Dashboards often fail for a simple reason: they show too much and explain too little. A business dashboard is only valuable if it helps someone understand what changed and what action matters next.
Good dashboards are built around decisions
A dashboard should not start with every available metric. It should start with the decisions the team needs to make. If no decision changes when the number changes, that number may not belong on the primary screen.
Useful dashboards narrow attention instead of scattering it.
The dashboard qualities that matter most
- A clear visual hierarchy that makes priority impossible to miss.
- Enough context to understand whether a metric is good, bad, stable, or urgent.
- Modules that group related information instead of forcing constant scanning.

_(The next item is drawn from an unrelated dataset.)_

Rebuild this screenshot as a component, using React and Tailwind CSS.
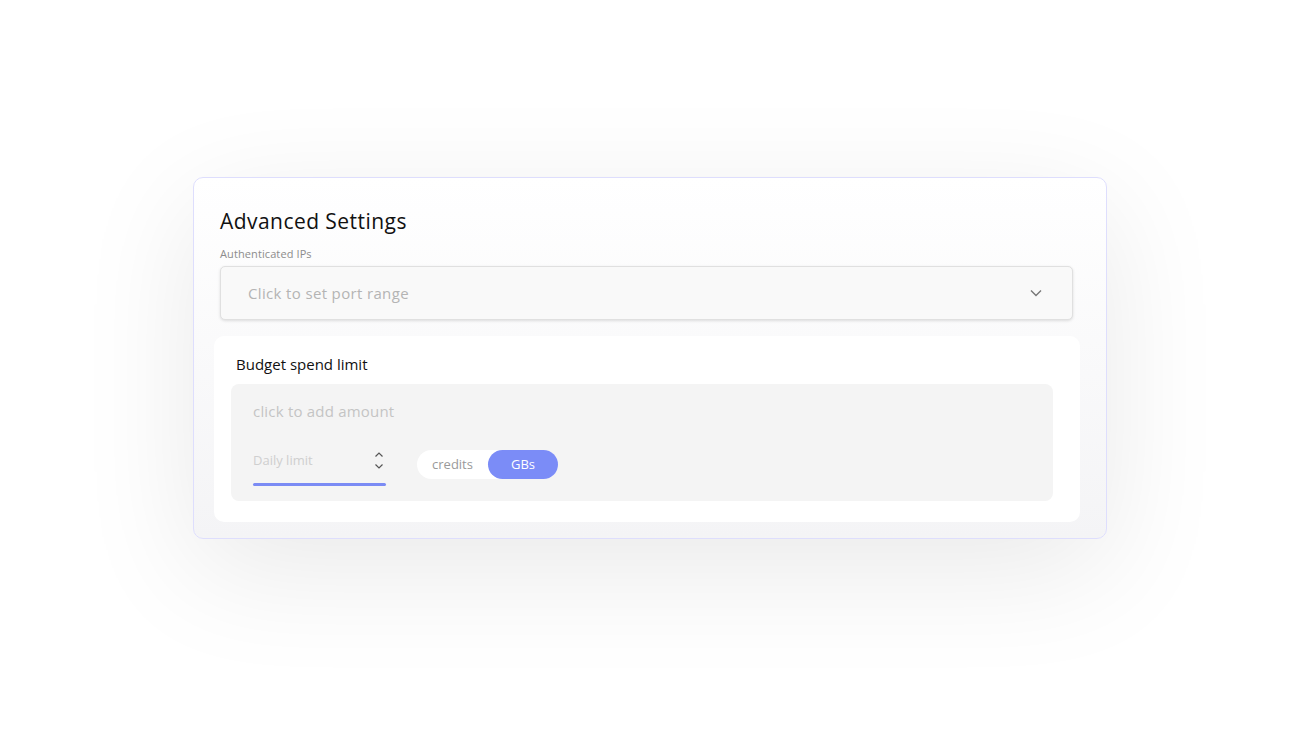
import React from "react";

export default function App() {
  return (
    <div
      className="w-[1298px] h-[745px] bg-white flex justify-center pt-[177px]"
      style={{ fontFamily: "'Open Sans', 'Liberation Sans', sans-serif" }}
    >
      <div className="ml-[2px] w-[914px] h-[362px] rounded-[10px] border border-[#dedefd] bg-gradient-to-b from-white to-[#f4f4f6] shadow-[0_30px_120px_rgba(0,0,0,0.09)] pl-[20px] pr-[26px] pt-[28px] flex flex-col">
        <h1 className="ml-[6px] text-[21px] leading-[30px] font-medium text-[#111] tracking-[0.45px]">
          Advanced Settings
        </h1>
        <div className="ml-[6px] mt-[11px] text-[11px] leading-[14px] text-[#8c8c8c] tracking-[0.1px]">
          Authenticated IPs
        </div>
        <div className="ml-[6px] mr-[7px] mt-[5px] h-[54px] rounded-[5px] border border-[#e0e0e0] bg-[#f9f9f9] shadow-[0_1px_3px_rgba(0,0,0,0.12)] flex items-center justify-between pl-[27px] pr-[30px]">
          <span className="text-[15px] text-[#b4b4b4] tracking-[0.35px]">Click to set port range</span>
          <svg width="12" height="8" viewBox="0 0 12 8" fill="none">
            <path d="M1 1.5 L6 6.5 L11 1.5" stroke="#777" strokeWidth="1.4" />
          </svg>
        </div>
        <div className="mt-[16px] h-[186px] rounded-[10px] bg-white pl-[17px] pr-[27px] pt-[16px] flex flex-col">
          <div className="ml-[5px] text-[15px] leading-[24px] text-[#111]">Budget spend limit</div>
          <div className="mt-[8px] h-[117px] rounded-[8px] bg-[#f4f4f4] px-[22px] pt-[16px] flex flex-col">
            <div className="text-[15px] leading-[22px] text-[#c4c4c4] tracking-[0.2px]">click to add amount</div>
            <div className="mt-[23px] flex items-end">
              <div className="w-[133px] flex flex-col">
                <div className="flex items-center justify-between pr-[2px]">
                  <span className="text-[13px] leading-[20px] text-[#cfcfcf] pt-[4px]">Daily limit</span>
                  <svg width="10" height="20" viewBox="0 0 10 20" fill="none" className="mt-[6px]">
                    <path d="M1.5 5.5 L5 2 L8.5 5.5" stroke="#555" strokeWidth="1.2" />
                    <path d="M1.5 13.5 L5 17 L8.5 13.5" stroke="#555" strokeWidth="1.2" />
                  </svg>
                </div>
                <div className="mt-[12px] h-[3px] bg-[#7b8bf4] rounded-full" />
              </div>
              <div className="ml-[31px] mb-[7px] h-[29px] rounded-full bg-white flex items-center">
                <span className="w-[71px] text-center text-[13px] text-[#9a9a9a]">credits</span>
                <span className="w-[70px] h-[29px] rounded-full bg-[#7b8cf7] text-white text-[13px] flex items-center justify-center">
                  GBs
                </span>
              </div>
            </div>
          </div>
        </div>
      </div>
    </div>
  );
}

- Readable behavior on mobile, not only large desktop screens.
- Operational links between metrics and action states.
Design and usefulness are not separate
A dashboard can feel modern and still be unhelpful. Likewise, a functional dashboard can feel heavy if visual structure is ignored. The strongest products combine both: clarity of decision and clarity of presentation.
That balance is where design direction and product logic need to work together.
A useful dashboard reduces mental friction
People use dashboards while switching between tasks. They need fast orientation, not puzzles. The less work required to understand status and next action, the more value the system creates.
That is the difference between software that simply exists and software that actually supports operations.